EXERCISE:
Go through the lines below. Copy those with "React".

RECORDED INFORMATION:
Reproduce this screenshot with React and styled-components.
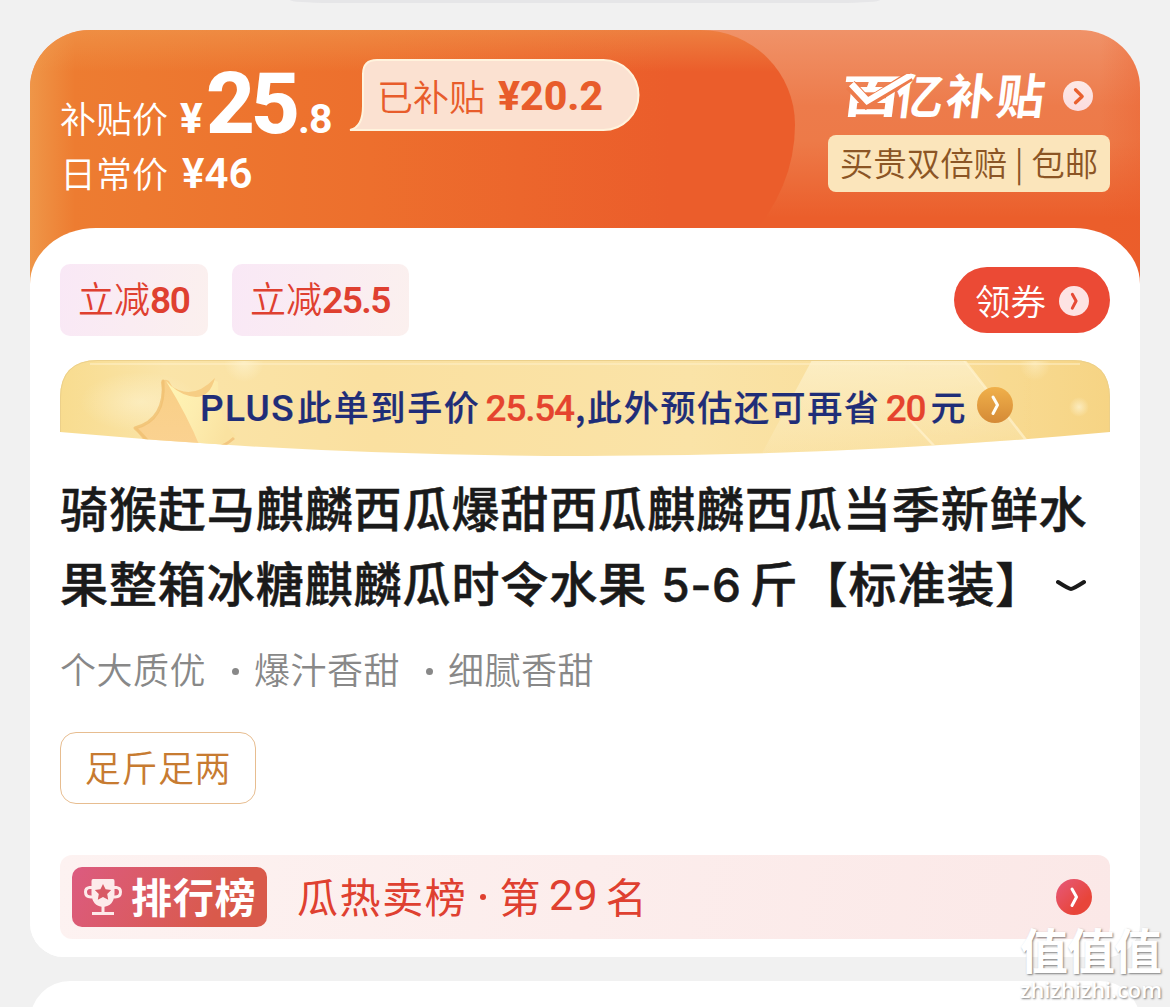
import React from "react";
import styled, { createGlobalStyle } from "styled-components";

function Arrow({ size, bg, color, stroke = 2.6, wide }) {
  return (
    <Circle $size={size} $bg={bg}>
      <svg width={size} height={size} viewBox="0 0 36 36" fill="none">
        <path
          d={wide ? "M15 10.5 L23 18.5 L15 26" : "M16 10 L20.5 18 L16 26.5"}
          stroke={color}
          strokeWidth={stroke}
          strokeLinecap="round"
          strokeLinejoin="round"
        />
      </svg>
    </Circle>
  );
}

function Trophy() {
  return (
    <svg width="40" height="38" viewBox="0 0 40 38">
      <path
        d="M9 9.500 H6.500 Q2.500 10 2.500 14 Q2.500 19 8 19 H9 M31 9.500 H33.500 Q37.500 10 37.500 14 Q37.500 19 32 19 H31"
        fill="none"
        stroke="#fdeaea"
        strokeWidth="3"
      />
      <path
        d="M10 1 H30 Q31.500 1 31.500 3 V16 Q31 28 20 29 Q9 28 8.500 16 V3 Q8.500 1 10 1 Z"
        fill="#fdeaea"
      />
      <path
        d="M20 6 L22.600 11.200 L28.200 12 L24.200 16 L25.200 21.800 L20 19 L14.800 21.800 L15.800 16 L11.800 12 L17.400 11.200 Z"
        fill="#d85a64"
      />
      <path d="M20 28 V34 M9 35.500 H31" stroke="#fdeaea" strokeWidth="3" />
    </svg>
  );
}

function BubbleShape() {
  return (
    <BubbleSvg width="292" height="74" viewBox="0 0 292 74">
      <path
        d="M1 72 Q14 69 14 48 V16 Q14 2 28 2 H254.500 A35 35 0 0 1 254.500 72 Z"
        fill="#fbe1d1"
        stroke="#fff3dd"
        strokeWidth="2"
      />
    </BubbleSvg>
  );
}

function PlusShape() {
  return (
    <PlusSvg width="1050" height="97" viewBox="0 0 1050 97">
      <defs>
        <linearGradient id="gold" x1="0" y1="0" x2="1" y2="0">
          <stop offset="0" stopColor="#f8dc8f" />
          <stop offset="0.1" stopColor="#fae4a8" />
          <stop offset="0.3" stopColor="#fae0a0" />
          <stop offset="0.6" stopColor="#fae3a7" />
          <stop offset="0.85" stopColor="#f9dd98" />
          <stop offset="1" stopColor="#f6d484" />
        </linearGradient>
        <linearGradient id="beam" x1="0" y1="0" x2="0" y2="1">
          <stop offset="0" stopColor="#fdf2cf" stopOpacity="0.75" />
          <stop offset="1" stopColor="#fdf2cf" stopOpacity="0.1" />
        </linearGradient>
        <linearGradient id="starLeft" x1="0.5" y1="0" x2="0.5" y2="1">
          <stop offset="0" stopColor="#f8cf86" />
          <stop offset="1" stopColor="#fbd292" />
        </linearGradient>
        <linearGradient id="starRight" x1="0" y1="0" x2="1" y2="0.4">
          <stop offset="0" stopColor="#fff5b4" />
          <stop offset="0.5" stopColor="#fdedaf" />
          <stop offset="1" stopColor="#fae2a0" />
        </linearGradient>
        <radialGradient id="glow">
          <stop offset="0" stopColor="#fff8dc" stopOpacity="0.9" />
          <stop offset="1" stopColor="#fff8dc" stopOpacity="0" />
        </radialGradient>
        <clipPath id="plate">
          <path d="M0 72 V38 Q0 0 38 0 H1012 Q1050 0 1050 38 V72 Q790 96 525 96 Q260 96 0 72 Z" />
        </clipPath>
      </defs>
      <g clipPath="url(#plate)">
        <rect width="1050" height="97" fill="url(#gold)" />
        <path d="M752 0 H904 L978 97 H700 Z" fill="url(#beam)" />
        <path d="M904 0 L966 80 M850 60 L878 90" stroke="#fff3cf" strokeWidth="2.5" opacity="0.7" />
        <circle cx="1019" cy="47" r="10" fill="url(#glow)" opacity="0.7" />
        <ellipse cx="184" cy="2" rx="20" ry="20" fill="url(#glow)" opacity="0.6" />
        <ellipse cx="975" cy="3" rx="16" ry="18" fill="url(#glow)" opacity="0.5" />
        <ellipse cx="80" cy="42" rx="60" ry="30" fill="url(#glow)" opacity="0.5" />
        <path d="M75 68 Q108 60 101 22 Q104 18 109 21 L142 80 L140 92 H92 Q82 79 75 68 Z" fill="url(#starLeft)" />
        <path
          d="M75 68 Q106 60 103 21 M75 68 Q82 74 90 84"
          stroke="#f0bf70"
          strokeWidth="3"
          strokeLinecap="round"
          fill="none"
          opacity="0.8"
        />
        <path d="M106 21 Q128 46 154 20 L158 22 Q158 60 176 76 Q166 92 142 92 Q130 60 106 21 Z" fill="url(#starRight)" />
        <path d="M110 25 Q132 42 155 18 Q150 37 136 37 Q122 36 110 25 Z" fill="#f6cd84" />
        <path d="M174 78 Q164 87 152 89" stroke="#f3c680" strokeWidth="3" fill="none" />
        <path d="M30 4 H1020" stroke="#fff1cc" strokeWidth="2" opacity="0.5" />
      </g>
      <path
        d="M0.500 72 V38 Q0.500 0.500 38 0.500 H1012 Q1049.500 0.500 1049.500 38 V72"
        fill="none"
        stroke="#ecd08a"
      />
    </PlusSvg>
  );
}

function App() {
  return (
    <Page>
      <GlobalStyle />
      <TopSliver />
      <Card>
        <Header>
          <HeaderTab />
          <Prices>
            <PriceRow $height={84}>
              <Label>补贴价</Label>
              <Yen>¥</Yen>
              <Big>25</Big>
              <Small>.8</Small>
            </PriceRow>
            <PriceRow $height={44}>
              <Label>日常价</Label>
              <Daily>¥46</Daily>
            </PriceRow>
          </Prices>
          <Bubble>
            <BubbleShape />
            <BubbleLabel>已补贴</BubbleLabel>
            <BubblePrice>¥20.2</BubblePrice>
          </Bubble>
          <Subsidy>
            <LogoRow>
              <Logo>
                <WideChar>百</WideChar>亿补贴
                <Check width="72" height="44" viewBox="0 0 72 44">
                  <path d="M5 11 L24 29 L64 2" fill="none" stroke="#ed7b4b" strokeWidth="11" />
                  <path d="M6 10 L24 27 L66 0" fill="none" stroke="#fff" strokeWidth="6.5" />
                </Check>
              </Logo>
              <Arrow size={30} bg="linear-gradient(#fde9e6, #fbdcdf)" color="#e9602f" stroke={4} wide />
            </LogoRow>
            <Promise>买贵双倍赔 | 包邮</Promise>
          </Subsidy>
        </Header>
        <Body>
          <Coupons>
            <Coupon $width={148}>
              立减<b>80</b>
            </Coupon>
            <Coupon $width={177}>
              立减<b>25.5</b>
            </Coupon>
            <GetButton>
              领券
              <Arrow size={30} bg="#fde3e3" color="#e64a35" stroke={3.6} />
            </GetButton>
          </Coupons>
          <Plus>
            <PlusShape />
            <PlusText>
              <Latin>PLUS</Latin>此单到手价<Hot>25.54</Hot>
              <Comma>,</Comma>此外预估还可再省<Hot>20</Hot>元
            </PlusText>
            <Arrow size={36} bg="linear-gradient(#f0b04a, #d58a36)" color="#fffdf5" stroke={3} />
          </Plus>
          <Title>
            <div>骑猴赶马麒麟西瓜爆甜西瓜麒麟西瓜当季新鲜水</div>
            <div>
              果整箱冰糖麒麟瓜时令水果<Count>5-6</Count>斤<Lenticular>【</Lenticular>标准装】
              <svg width="30" height="14" viewBox="0 0 30 14" fill="none">
                <path
                  d="M2 3 Q13 10 15 10 Q17 10 28 3"
                  stroke="#1a1a1a"
                  strokeWidth="4"
                  strokeLinecap="round"
                />
              </svg>
            </div>
          </Title>
          <Features>
            <span>个大质优</span>
            <Dot />
            <span>爆汁香甜</span>
            <Dot />
            <span>细腻香甜</span>
          </Features>
          <Tag>足斤足两</Tag>
          <Rank>
            <RankBadge>
              <Trophy />
              排行榜
            </RankBadge>
            <RankText>
              瓜热卖榜<RankDot />第<RankNumber>29</RankNumber>名
            </RankText>
            <Arrow size={36} bg="linear-gradient(135deg, #e65a7c, #e8453a 70%)" color="#fff" stroke={3} />
          </Rank>
        </Body>
      </Card>
      <NextCard />
      <Watermark>
        <strong>值值值</strong>
        <span>zhizhizhi.com</span>
      </Watermark>
    </Page>
  );
}

const GlobalStyle = createGlobalStyle`
  body {
    margin: 0;
  }
  * {
    box-sizing: border-box;
  }
`;

const Page = styled.div`
  position: relative;
  width: 1170px;
  height: 1007px;
  overflow: hidden;
  background: #f1f1f1;
  font-family: "Noto Sans CJK SC", sans-serif;
  white-space: nowrap;
`;

const TopSliver = styled.div`
  width: 590px;
  height: 3px;
  margin: 0 auto 27px;
  background: #e6e6e8;
  border-radius: 0 0 40px 40px / 0 0 3px 3px;
`;

const Card = styled.div`
  width: 1110px;
  height: 927px;
  margin: 0 auto;
  background: #fff;
  border-radius: 60px 60px 34px 34px / 58px 58px 34px 34px;
  overflow: hidden;
`;

const Header = styled.div`
  position: relative;
  display: flex;
  height: 254px;
  background: linear-gradient(to left, rgba(235, 92, 42, 0.35), transparent 40px),
    linear-gradient(#f09268, #ed7b4b 30%, #ed7a48 44%, #eb5e2b 74%);
`;

const HeaderTab = styled.div`
  position: absolute;
  left: 0;
  top: 0;
  width: 765px;
  height: 254px;
  background: linear-gradient(rgba(240, 160, 85, 0.5), transparent 42px),
    linear-gradient(to right, #ef9648, #ed7c31 45px, #ed6f2d 340px, #eb5d2b 640px);
  border-radius: 0 95px 160px 0 / 0 95px 160px 0;
`;

const Prices = styled.div`
  position: relative;
  width: 319px;
  padding: 32px 0 0 30px;
  color: #fff;
`;

const PriceRow = styled.div`
  display: flex;
  align-items: baseline;
  height: ${(props) => props.$height}px;
  line-height: ${(props) => props.$height}px;

  & + & {
    margin-top: 6px;
  }
`;

const Label = styled.span`
  width: 120px;
  font-size: 36px;
  font-weight: 350;
  line-height: 40px;
`;

const Yen = styled.span`
  width: 26px;
  font: 800 42px Roboto, sans-serif;
  line-height: 40px;
`;

const Big = styled.span`
  width: 92px;
  font: 800 85px Roboto, sans-serif;
  line-height: 84px;
  letter-spacing: -4px;
`;

const Small = styled.span`
  font: 700 41px Roboto, sans-serif;
  line-height: 40px;
  letter-spacing: -1px;
`;

const Daily = styled.span`
  padding-left: 2px;
  font: 600 42px Roboto, sans-serif;
  line-height: 40px;
`;

const Bubble = styled.div`
  position: relative;
  display: flex;
  align-items: center;
  width: 292px;
  height: 74px;
  margin-top: 28px;
  padding-left: 28px;
  color: #e85c2b;
`;

const BubbleSvg = styled.svg`
  position: absolute;
  left: 0;
  top: 0;
`;

const BubbleLabel = styled.span`
  position: relative;
  width: 121px;
  font-size: 36px;
  line-height: 74px;
  font-weight: 350;
`;

const BubblePrice = styled.span`
  position: relative;
  font: 800 41px Roboto, sans-serif;
  line-height: 74px;
  padding-top: 2px;
`;

const Subsidy = styled.div`
  position: relative;
  display: flex;
  flex-direction: column;
  align-items: flex-end;
  margin-left: auto;
  padding: 37px 30px 0 0;
`;

const LogoRow = styled.div`
  display: flex;
  align-items: center;
  height: 57px;
  margin-bottom: 11px;
  padding-right: 17px;
  gap: 13px;
`;

const Logo = styled.div`
  position: relative;
  width: 208px;
  padding-bottom: 6px;
  color: #fff;
  font-size: 48px;
  font-weight: 700;
  line-height: 52px;
  letter-spacing: 2.5px;
  transform: skewX(-7deg);
`;

const WideChar = styled.span`
  display: inline-block;
  width: 54px;
  letter-spacing: 0;
  transform: scale(1.32, 0.95);
  transform-origin: 5px 50%;
`;

const Check = styled.svg`
  position: absolute;
  left: 2px;
  top: 7px;
`;

const Promise = styled.div`
  width: 282px;
  height: 57px;
  background: #fbe5bb;
  border-radius: 8px;
  color: #8b5525;
  font-size: 33.5px;
  font-weight: 350;
  line-height: 53px;
  text-align: center;
`;

const Circle = styled.span`
  display: block;
  flex: none;
  width: ${(props) => props.$size}px;
  height: ${(props) => props.$size}px;
  border-radius: 50%;
  background: ${(props) => props.$bg};

  svg {
    display: block;
  }
`;

const Body = styled.div`
  position: relative;
  height: 729px;
  margin-top: -56px;
  padding: 36px 30px 0;
  background: #fff;
  border-radius: 66px 66px 0 0 / 56px 56px 0 0;
`;

const Coupons = styled.div`
  display: flex;
  align-items: center;
  gap: 24px;
  height: 72px;
`;

const Coupon = styled.div`
  width: ${(props) => props.$width}px;
  height: 72px;
  padding-left: 18px;
  background: linear-gradient(100deg, #f9e8f6, #fbf0ee);
  border-radius: 10px;
  color: #df4030;
  font-size: 36px;
  font-weight: 350;
  line-height: 67px;

  b {
    font: 600 37px Roboto, sans-serif;
    letter-spacing: -1.5px;
  }
`;

const GetButton = styled.div`
  display: flex;
  align-items: center;
  gap: 13px;
  width: 156px;
  height: 66px;
  margin-left: auto;
  padding-left: 21px;
  background: #eb4a35;
  border-radius: 33px;
  color: #fff;
  font-size: 35.5px;
  font-weight: 350;
  line-height: 58px;

  span {
    margin-top: 1px;
  }
`;

const Plus = styled.div`
  position: relative;
  display: flex;
  align-items: center;
  height: 90px;
  margin-top: 24px;
  padding-left: 140px;
`;

const PlusSvg = styled.svg`
  position: absolute;
  left: 0;
  top: 0;
`;

const PlusText = styled.div`
  position: relative;
  width: 777px;
  padding-top: 4px;
  color: #1f2d78;
  font-size: 35px;
  font-weight: 500;
  line-height: 86px;
  letter-spacing: 1.7px;
  -webkit-text-stroke: 0.2px currentColor;

  & + span {
    position: relative;
  }
`;

const Latin = styled.span`
  margin-right: 2px;
  font-family: Roboto, sans-serif;
  font-size: 37px;
  letter-spacing: 1.4px;
`;

const Hot = styled.span`
  margin: 0 5px;
  color: #e5442e;
  font-family: Roboto, sans-serif;
  font-size: 37px;
  letter-spacing: -1.2px;
`;

const Comma = styled.span`
  margin-left: -4px;
`;

const Title = styled.div`
  height: 150px;
  margin-top: 19px;
  color: #1a1a1a;
  font-size: 48px;
  font-weight: 500;
  line-height: 75px;
  letter-spacing: 0.93px;
  -webkit-text-stroke: 0.5px currentColor;

  svg {
    margin-left: 12px;
    vertical-align: 9px;
  }
`;

const Count = styled.span`
  margin: 0 8px 0 14px;
  font-family: Inter, sans-serif;
  font-size: 46px;
  letter-spacing: 0.6px;
`;

const Lenticular = styled.span`
  margin-left: 1px;
`;

const Features = styled.div`
  display: flex;
  align-items: center;
  height: 52px;
  margin-top: 23px;
  color: #888;
  font-size: 36px;
  font-weight: 350;
  letter-spacing: 0.5px;
  line-height: 50px;
`;

const Dot = styled.i`
  width: 7px;
  height: 7px;
  margin: 6px 15px 0 26px;
  background: #888;
  border-radius: 50%;
`;

const Tag = styled.div`
  width: 196px;
  height: 72px;
  margin-top: 38px;
  border: 1.5px solid #e7bd90;
  border-radius: 16px;
  color: #c77b31;
  font-size: 36px;
  font-weight: 350;
  line-height: 66px;
  letter-spacing: 0.6px;
  text-align: center;
`;

const Rank = styled.div`
  display: flex;
  align-items: center;
  height: 84px;
  margin-top: 51px;
  padding: 0 18px 0 12px;
  background: linear-gradient(100deg, #fdf2f1, #fbe8e7);
  border-radius: 12px;
`;

const RankBadge = styled.div`
  display: flex;
  align-items: center;
  gap: 8px;
  width: 195px;
  height: 60px;
  padding: 0 0 5px 11px;
  background: linear-gradient(120deg, #dc5b80, #d95a4b 75%);
  border-radius: 10px;
  color: #fff;
  font-size: 41px;
  font-weight: 700;
  line-height: 52px;
  letter-spacing: 0.9px;

  svg {
    margin-top: 4px;
  }
`;

const RankText = styled.div`
  flex: 1;
  display: flex;
  align-items: center;
  padding: 0 0 4px 30px;
  color: #df4030;
  font-size: 41px;
  line-height: 76px;
  letter-spacing: 1.6px;
`;

const RankDot = styled.i`
  width: 6px;
  height: 6px;
  margin: 4px 13px 0;
  background: #df4030;
  border-radius: 50%;
`;

const RankNumber = styled.span`
  margin: 0 8px 0 7px;
  font-family: Roboto, sans-serif;
  font-size: 43px;
  letter-spacing: 0.2px;
`;

const NextCard = styled.div`
  width: 1110px;
  height: 80px;
  margin: 24px auto 0;
  background: #fff;
  border-radius: 40px 40px 0 0;
`;

const Watermark = styled.div`
  position: absolute;
  right: 7px;
  bottom: 2px;
  display: flex;
  flex-direction: column;
  width: 143px;
  color: #fff;
  text-shadow: 1px 1px 2px rgba(90, 90, 90, 0.75);

  strong {
    font-size: 48px;
    font-weight: 700;
    line-height: 52px;
    letter-spacing: -1px;
  }

  span {
    font: 600 21.8px "Open Sans", sans-serif;
    line-height: 31px;
  }
`;

export default App;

SOLUTION FOR THIS EXERCISE:
Reproduce this screenshot with React and styled-components.
import React from "react";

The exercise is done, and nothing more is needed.